Grigory Ryzhakov: I think, as writers, we are influenced by everything we read. That’s why in order to be unique, I prefer to read widely and not just from a best-seller list. My big influence is Fyodor Dostoevsky, though one wouldn’t tell this if they read my stories. Amongst other books that left mark on me is Jack London’s Martin Eden, Jasper Fforde’s Shades of Grey (a dystopia not the BDSM) and, of course, your book, Yana, - I’m never forgetting Fiona’s extravagant hats.
Yana Stajno: As a busy person myself, I am very interested in how you manage to fit writing into your day? Do you have a set time or place to do it? And what gives you inspiration? Music? Art? Other works of fiction?
Grigory Ryzhakov: I work in the lab long hours and sometimes on weekends, science is demanding. Most of the days, I am too tired to write, so weekends and holidays is when this happens, and I can completely immerse into a fictional world. But evenings are often long enough to compose music, something that I can do even if I’m half-asleep. Composing is effortless to me; it does not need me thinking. Creativity for me is like a drug, it fills me with energy to do everyday science, which is full of routine lab work and much regimented.
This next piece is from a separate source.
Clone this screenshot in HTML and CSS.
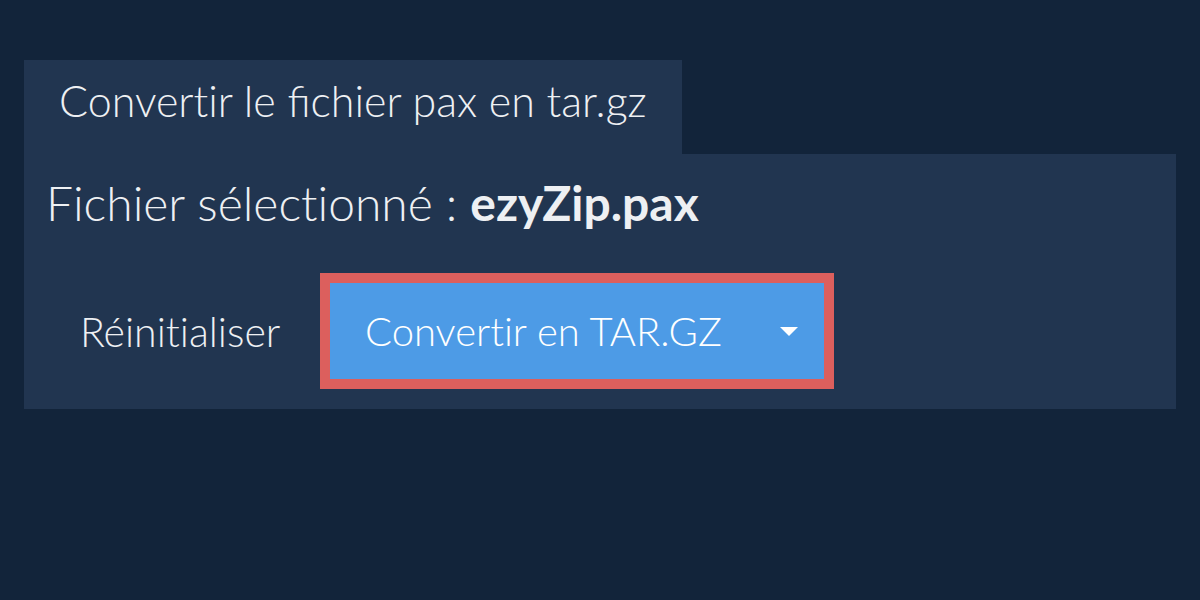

Creativity has freedom that science lacks, while, thankfully, both are fueled by imagination. Science is hard work, yet it’s exciting since you discover new things and change the world, and creativity is my reward.
Yana Stajno: You have done such diverse works of fiction. And are fearless in tackling genres. Can we look forward to a new work? Possibly in another genre?
Grigory Ryzhakov: My work-in-progress is a comic roller-coaster adventure, set in England and Mexico, a quest for a cactus called Tomb Flower.
Yana Stajno: Now for your most recent work –
The Reader's Mini-Guide to New Russian Books: A Catalogue of Post-Soviet Literature
This seems to be much more than a guide. It is a piece of literature in its own right and speaks of a tremendous affinity with Russian literature. The research must have been tremendous. It has had excellent reviews. Are you happy with it?
Grigory Ryzhakov: I am very glad I could accomplish this. It took a year to research it. Over two hundred titles are mentioned in it, most of them already translated into English. International readership is not much familiar with new Russian books, so I was happy to fill this gap. Indeed, it’s not just a book guide. I was trying to introduce Russia, its culture, mentality and history, through the work of its modern authors. I hope this book, despite the recent political perturbations, will contribute to connecting Russian and British cultures.